Implement retries, dead-letter queues, and circuit breakers for consumer failures. Configure broker durability (e.g., replication factor in Kafka, persistent queues in RabbitMQ) to survive hardware failures. Design for at-least-once or exactly-once delivery based on business needs.

Monitoring and Observability

Track key metrics: event throughput, consumer lag, queue depth, error rates. Use tools like Prometheus, Grafana, and built-in broker monitoring (e.g., Kafka's JMX metrics, RabbitMQ management UI). Set up alerts for anomalies to maintain system health.

Real-World Use Cases

Microservices Communication

Event brokers replace complex HTTP choreography with asynchronous events. Each microservice publishes events on state changes, and other services subscribe as needed. This reduces coupling and allows services to evolve independently.

E-Commerce Order Processing

An order service publishes an "order placed" event. Inventory, payment, shipping, and notification services consume it concurrently. The broker ensures that even if one service is slow, others proceed without blocking the order flow.

Real-Time Analytics

Streaming data from user interactions, IoT sensors, or log files to a broker like Kafka enables real-time dashboards, anomaly detection, and machine learning inference. Consumers process events as they arrive, providing low-latency insights.

Change Data Capture (CDC)

Database changes can be captured and streamed via event brokers using tools like Debezium. This allows downstream systems (caches, search indexes, data warehouses) to stay synchronized without tight coupling to the primary database.

Challenges and Best Practices

Increased Complexity

Introducing an event broker adds infrastructure and operational overhead. Teams must handle message ordering, idempotency, and eventual consistency. Invest in proper tooling, documentation, and training.

Eventual Consistency

Decoupled systems often rely on eventual consistency. Design your domain logic to tolerate temporary inconsistencies.
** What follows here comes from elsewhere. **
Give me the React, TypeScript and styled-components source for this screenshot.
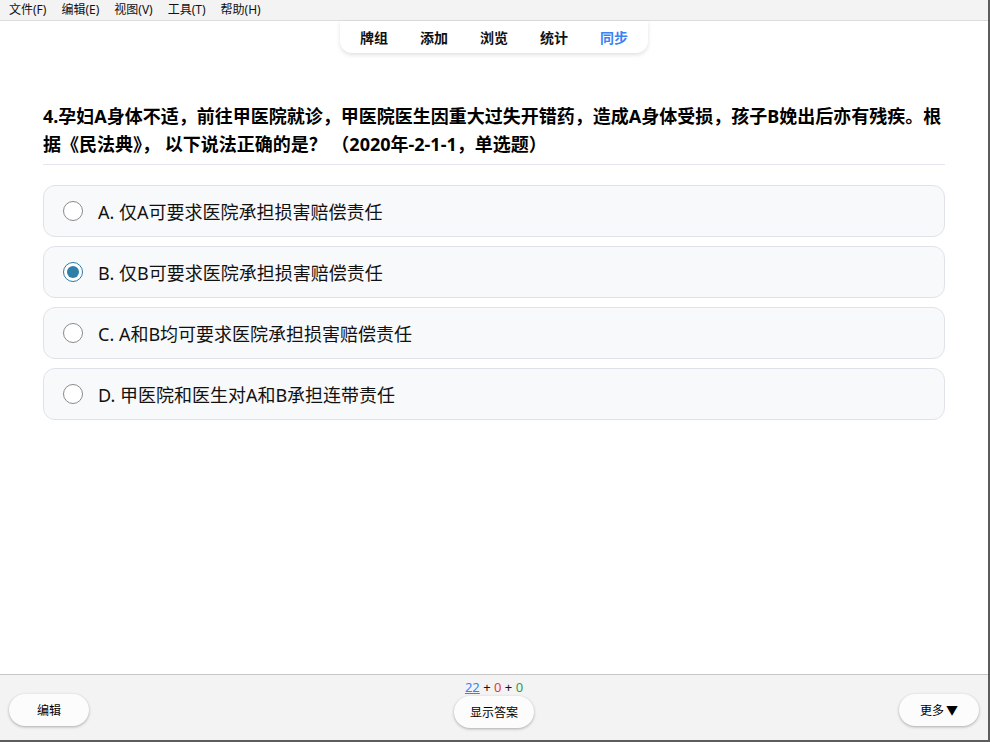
import styled, { createGlobalStyle } from 'styled-components'

const GlobalStyle = createGlobalStyle`
    html, body {
        margin: 0;
        padding: 0;
        height: 100%;
        background: #ffffff;
    }
    #root {
        height: 100%;
    }
    * {
        box-sizing: border-box;
    }
`

const menus = ['文件(F)', '编辑(E)', '视图(V)', '工具(T)', '帮助(H)']
const tabs = ['牌组', '添加', '浏览', '统计', '同步']
const options = [
    'A. 仅A可要求医院承担损害赔偿责任',
    'B. 仅B可要求医院承担损害赔偿责任',
    'C. A和B均可要求医院承担损害赔偿责任',
    'D. 甲医院和医生对A和B承担连带责任',
]

export default function App() {
    const selected = 1
    return (
        <>
            <GlobalStyle />
            <Window>
                <MenuBar>
                    {menus.map(m => <MenuItem key={m}>{m}</MenuItem>)}
                </MenuBar>
                <NavWrap>
                    <Nav>
                        {tabs.map(t => <Tab key={t} active={t === '同步'}>{t}</Tab>)}
                    </Nav>
                </NavWrap>
                <Main>
                    <Question>
                        4.孕妇A身体不适，前往甲医院就诊，甲医院医生因重大过失开错药，造成A身体受损，孩子B娩出后亦有残疾。根据《民法典》， 以下说法正确的是？ （2020年-2-1-1，单选题）
                    </Question>
                    <Divider />
                    <OptionList>
                        {options.map((o, i) => (
                            <Option key={o}>
                                <Radio checked={i === selected} />
                                <OptionText>{o}</OptionText>
                            </Option>
                        ))}
                    </OptionList>
                </Main>
                <BottomBar>
                    <Counter>
                        <Blue>22</Blue> + <Red>0</Red> + <Green>0</Green>
                    </Counter>
                    <ButtonRow>
                        <PillButton>编辑</PillButton>
                        <CenterButton>显示答案</CenterButton>
                        <PillButton>更多&#8201;▼</PillButton>
                    </ButtonRow>
                </BottomBar>
            </Window>
        </>
    )
}

const Window = styled.div`
    height: 100vh;
    display: flex;
    flex-direction: column;
    border-right: 2px solid #5c5c5c;
    border-bottom: 2px solid #5c5c5c;
    font-family: "Noto Sans", "Noto Sans CJK SC", sans-serif;
    color: #000;
`

const MenuBar = styled.div`
    height: 21px;
    display: flex;
    align-items: center;
    gap: 15px;
    padding-left: 9px;
    background: #f3f3f3;
    border-bottom: 1px solid #dcdcdc;
`

const MenuItem = styled.span`
    font-size: 12px;
    line-height: 20px;
    color: #111;
`

const NavWrap = styled.div`
    display: flex;
    justify-content: center;
`

const Nav = styled.div`
    display: flex;
    gap: 32px;
    height: 32px;
    align-items: center;
    padding: 0 20px;
    background: #fff;
    border-radius: 0 0 12px 12px;
    box-shadow: 0 2px 4px rgba(0, 0, 0, 0.12);
`

const Tab = styled.span<{ active?: boolean }>`
    font-size: 14px;
    font-weight: 700;
    color: ${p => p.active ? '#3b82f6' : '#111'};
`

const Main = styled.div`
    flex: 1;
    padding: 49px 43px 0 43px;
`

const Question = styled.div`
    font-size: 18px;
    font-weight: 700;
    line-height: 28px;
    color: #000;
`

const Divider = styled.div`
    height: 1px;
    background: #e2e7ef;
    margin-top: 6px;
`

const OptionList = styled.div`
    display: flex;
    flex-direction: column;
    gap: 9px;
    margin-top: 20px;
`

const Option = styled.div`
    height: 52px;
    display: flex;
    align-items: center;
    gap: 15px;
    padding-left: 19px;
    background: #f8f9fb;
    border: 1px solid #dfe3e9;
    border-radius: 12px;
`

const Radio = styled.span<{ checked?: boolean }>`
    width: 20px;
    height: 20px;
    border-radius: 50%;
    background: #fff;
    border: 1px solid ${p => p.checked ? '#2d7ca6' : '#8a8a8a'};
    display: flex;
    align-items: center;
    justify-content: center;
    &::after {
        content: '';
        width: 12px;
        height: 12px;
        border-radius: 50%;
        background: #2f7fa8;
        display: ${p => p.checked ? 'block' : 'none'};
    }
`

const OptionText = styled.span`
    font-size: 18px;
    color: #111;
`

const BottomBar = styled.div`
    height: 66px;
    background: #f3f3f3;
    border-top: 1px solid #c6c6c6;
    display: flex;
    flex-direction: column;
    align-items: center;
`

const Counter = styled.div`
    font-size: 13px;
    line-height: 14px;
    margin-top: 5px;
    color: #111;
`

const Blue = styled.span`
    color: #3b82f6;
    text-decoration: underline;
`

const Red = styled.span`
    color: #e53935;
`

const Green = styled.span`
    color: #2e9e44;
`

const ButtonRow = styled.div`
    width: 100%;
    display: flex;
    justify-content: space-between;
    align-items: flex-start;
    padding: 0 9px;
`

const PillButton = styled.button`
    width: 80px;
    height: 32px;
    border: none;
    border-radius: 16px;
    background: #fcfcfc;
    box-shadow: 0 1px 3px rgba(0, 0, 0, 0.3);
    font-family: "Noto Sans", "Noto Sans CJK SC", sans-serif;
    font-size: 12px;
    color: #000;
`

const CenterButton = styled(PillButton)`
    margin-top: 2px;
`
Use compensating transactions or sagas for business processes that require strict consistency.

Testing Event-Driven Systems

Test event schemas, producer-consumer contracts, and failure scenarios. Use contract testing (e.g., Pact) and integration test suites that simulate broker interactions. Consider using local broker instances or in-memory implementations for development.

Security and Access Control

Secure broker endpoints with TLS, authenticate producers/consumers, and authorize topic-level access. Apply encryption at rest for stored events. Regularly audit access logs.

Conclusion

Event brokers are central to building decoupled, scalable, and resilient software systems. By enabling asynchronous, event-driven communication, they allow services to evolve independently, handle variable loads gracefully, and recover from failures without cascading impact. Whether you choose Apache Kafka, RabbitMQ, Amazon EventBridge, or another solution, the principles of decoupling remain the same. Understanding the patterns, benefits, and implementation considerations empowers teams to design architectures that can adapt to changing requirements and grow with confidence. As distributed systems continue to dominate, the role of event brokers will only become more critical in modern software development.